Please click on the images to see the paintings from each archive.

In May of 1980 right after college, Roth moved to New York City and painted cityscapes, views in Central Park and street scenes throughout the city and sold them to passersby off of his portable easel. 

 

In 1982, a French family offered Roth the opportunity to live in their home in the South of France for several months in exchange for a painting.  He then moved to the Paris suburb of Le Pre St. Gervais and lived there through the mid '90s.  While in Paris, he continued to paint city life, cafes and landscapes of Europe. Those paintings were shown in several solo exhibitions in France and the U.S. including the French Library of Boston, the Copley Society of Boston, and several group exhibitions including the Grand Palais of Paris.

Between the years of 1984 - 1986, Roth took many trips to Italy painting landscapes in the Amalfi Coast, including Amalfi, Ravello, Capri as well as Tuscany, Venice and Rome.
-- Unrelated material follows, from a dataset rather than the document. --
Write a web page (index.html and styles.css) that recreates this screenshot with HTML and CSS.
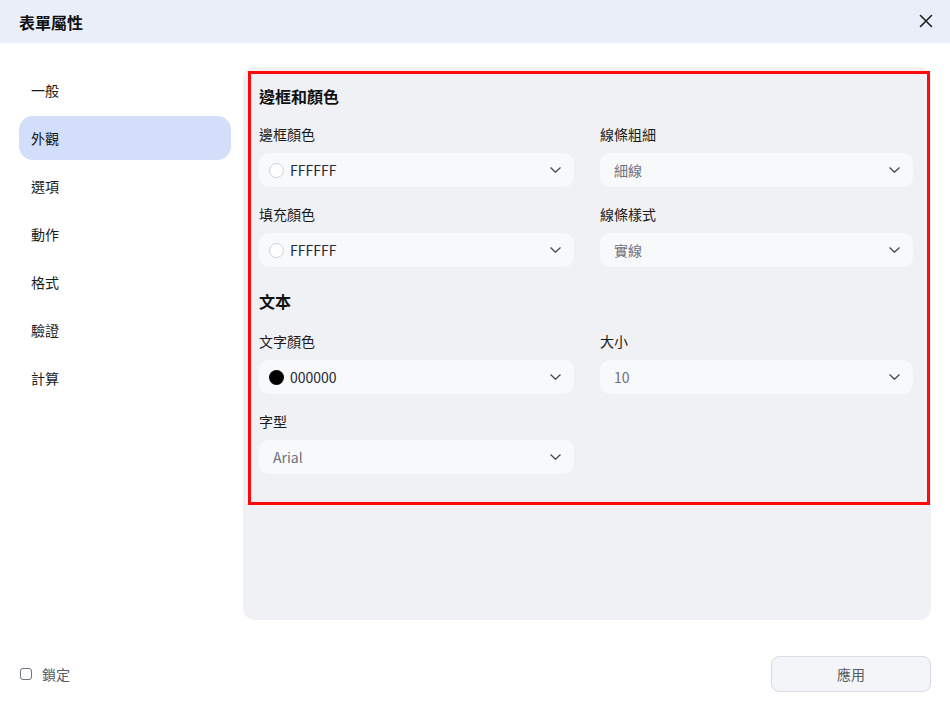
FILE: index.html
```html
<!DOCTYPE html>
<html lang="zh-Hant">
<head>
<meta charset="utf-8">
<title>表單屬性</title>
<link rel="stylesheet" href="styles.css">
</head>
<body>
<div class="dialog">
  <header class="header">
    <h1 class="title">表單屬性</h1>
    <button class="close" aria-label="close">
      <svg width="14" height="14" viewBox="0 0 14 14"><path d="M1.5 1.5L12.5 12.5M12.5 1.5L1.5 12.5" stroke="#1f1f1f" stroke-width="1.6" stroke-linecap="round"/></svg>
    </button>
  </header>
  <div class="main">
    <nav class="sidebar">
      <div class="nav-item">一般</div>
      <div class="nav-item active">外觀</div>
      <div class="nav-item">選項</div>
      <div class="nav-item">動作</div>
      <div class="nav-item">格式</div>
      <div class="nav-item">驗證</div>
      <div class="nav-item">計算</div>
    </nav>
    <section class="panel">
      <div class="section">
        <h2 class="heading">邊框和顏色</h2>
        <div class="grid">
          <div class="field">
            <div class="label">邊框顏色</div>
            <div class="select color"><span class="swatch white"></span><span class="value dark">FFFFFF</span><svg class="chev" width="11" height="6" viewBox="0 0 11 6"><path d="M0.8 0.8L5.5 5.2L10.2 0.8" fill="none" stroke="#444" stroke-width="1.2" stroke-linecap="round" stroke-linejoin="round"/></svg></div>
          </div>
          <div class="field">
            <div class="label">線條粗細</div>
            <div class="select"><span class="value">細線</span><svg class="chev" width="11" height="6" viewBox="0 0 11 6"><path d="M0.8 0.8L5.5 5.2L10.2 0.8" fill="none" stroke="#444" stroke-width="1.2" stroke-linecap="round" stroke-linejoin="round"/></svg></div>
          </div>
          <div class="field">
            <div class="label">填充顏色</div>
            <div class="select color"><span class="swatch white"></span><span class="value dark">FFFFFF</span><svg class="chev" width="11" height="6" viewBox="0 0 11 6"><path d="M0.8 0.8L5.5 5.2L10.2 0.8" fill="none" stroke="#444" stroke-width="1.2" stroke-linecap="round" stroke-linejoin="round"/></svg></div>
          </div>
          <div class="field">
            <div class="label">線條樣式</div>
            <div class="select"><span class="value">實線</span><svg class="chev" width="11" height="6" viewBox="0 0 11 6"><path d="M0.8 0.8L5.5 5.2L10.2 0.8" fill="none" stroke="#444" stroke-width="1.2" stroke-linecap="round" stroke-linejoin="round"/></svg></div>
          </div>
        </div>
        <h2 class="heading second">文本</h2>
        <div class="grid">
          <div class="field">
            <div class="label">文字顏色</div>
            <div class="select color"><span class="swatch black"></span><span class="value dark">000000</span><svg class="chev" width="11" height="6" viewBox="0 0 11 6"><path d="M0.8 0.8L5.5 5.2L10.2 0.8" fill="none" stroke="#444" stroke-width="1.2" stroke-linecap="round" stroke-linejoin="round"/></svg></div>
          </div>
          <div class="field">
            <div class="label">大小</div>
            <div class="select"><span class="value">10</span><svg class="chev" width="11" height="6" viewBox="0 0 11 6"><path d="M0.8 0.8L5.5 5.2L10.2 0.8" fill="none" stroke="#444" stroke-width="1.2" stroke-linecap="round" stroke-linejoin="round"/></svg></div>
          </div>
          <div class="field">
            <div class="label">字型</div>
            <div class="select"><span class="value">Arial</span><svg class="chev" width="11" height="6" viewBox="0 0 11 6"><path d="M0.8 0.8L5.5 5.2L10.2 0.8" fill="none" stroke="#444" stroke-width="1.2" stroke-linecap="round" stroke-linejoin="round"/></svg></div>
          </div>
        </div>
      </div>
    </section>
  </div>
  <footer class="footer">
    <label class="lock"><span class="checkbox"></span><span class="lock-text">鎖定</span></label>
    <button class="apply">應用</button>
  </footer>
</div>
</body>
</html>
```
FILE: styles.css
```css
* { box-sizing: border-box; }
html, body { margin: 0; padding: 0; background: #ffffff; }
body {
  font-family: "Noto Sans CJK TC", "Noto Sans", sans-serif;
  color: #1a1a1a;
  width: 950px;
  height: 707px;
  overflow: hidden;
}
.dialog { width: 950px; height: 707px; display: flex; flex-direction: column; }
.header {
  height: 43px;
  background: #eaeef9;
  display: flex;
  align-items: center;
  justify-content: space-between;
  padding: 0 12px 0 19px;
}
.title { margin: 0; font-size: 16px; font-weight: 700; line-height: 24px; color: #111; }
.close {
  border: 0; background: transparent; padding: 0; width: 24px; height: 24px;
  display: flex; align-items: center; justify-content: center; cursor: pointer;
  margin-top: -2px;
}
.main {
  display: flex;
  gap: 12px;
  padding: 24px 19px 0 19px;
}
.sidebar {
  width: 212px;
  display: flex;
  flex-direction: column;
  gap: 4px;
  padding-top: 1px;
}
.nav-item {
  height: 44px;
  line-height: 44px;
  padding-left: 12px;
  font-size: 14px;
  color: #1a1a1a;
  border-radius: 14px;
}
.nav-item.active { background: #d3defa; }
.panel {
  flex: 1;
  height: 553px;
  background: #f0f1f5;
  border-radius: 12px;
  padding: 4px 1px 0 5px;
}
.section {
  border: 3px solid #ff0a0a;
  padding: 10px 14px 28px 8px;
}
.heading {
  margin: 0 0 16px 0;
  font-size: 16px;
  line-height: 24px;
  font-weight: 700;
  color: #111;
}
.heading.second { margin-top: 22px; margin-bottom: 18px; }
.grid {
  display: grid;
  grid-template-columns: 315px 313px;
  column-gap: 26px;
  row-gap: 17px;
}
.label {
  font-size: 14px;
  line-height: 20px;
  color: #1a1a1a;
  margin-bottom: 9px;
}
.select {
  height: 34px;
  background: #f8f9fb;
  border-radius: 10px;
  display: flex;
  align-items: center;
  padding: 0 13px 0 14px;
}
.select.color { padding-left: 10px; }
.swatch {
  width: 15px; height: 15px; border-radius: 50%;
  margin-right: 6px; flex: none;
}
.swatch.white { background: #fff; border: 1px solid #cfd1d6; }
.swatch.black { background: #000; }
.value {
  flex: 1;
  font-size: 14px;
  line-height: 20px;
  color: #6b7280;
}
.value.dark { color: #1f2937; }
.chev { flex: none; }
.footer {
  margin-top: 36px;
  height: 36px;
  display: flex;
  align-items: center;
  justify-content: space-between;
  padding: 0 19px 0 20px;
}
.lock { display: flex; align-items: center; gap: 10px; }
.checkbox {
  width: 12px; height: 12px;
  border: 1.5px solid #6b7280;
  border-radius: 3px;
  background: #fff;
}
.lock-text { font-size: 14px; color: #555c66; line-height: 18px; }
.apply {
  width: 160px;
  height: 36px;
  border: 1px solid #d9dbe6;
  border-radius: 8px;
  background: #f4f5f9;
  font-family: inherit;
  font-size: 14px;
  color: #555c66;
}
```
Between the years of 1995 - 1997, Roth commuted back and forth from Paris to Boston paint a series of paintings in Boston for the national historic site and America’s oldest restaurant, Ye Olde Union Oyster House.  The commission includes a series of 9 paintings painted in the style and technique of the 1700's and 1800's, representing American and local history of Boston, and 32 illustrative panels fitted in the windows overlooking Boston’s Freedom Trail. Some of the window images were generated on computer and decoupaged to appear antiquated. The works depict the history of the American Revolution and feature such historical figures as Isaiah Thomas (printer and publisher and founder of The American Antiquarian Society in Worcester, MA), Count Rumford, Israel Bissell, Daniel Webster.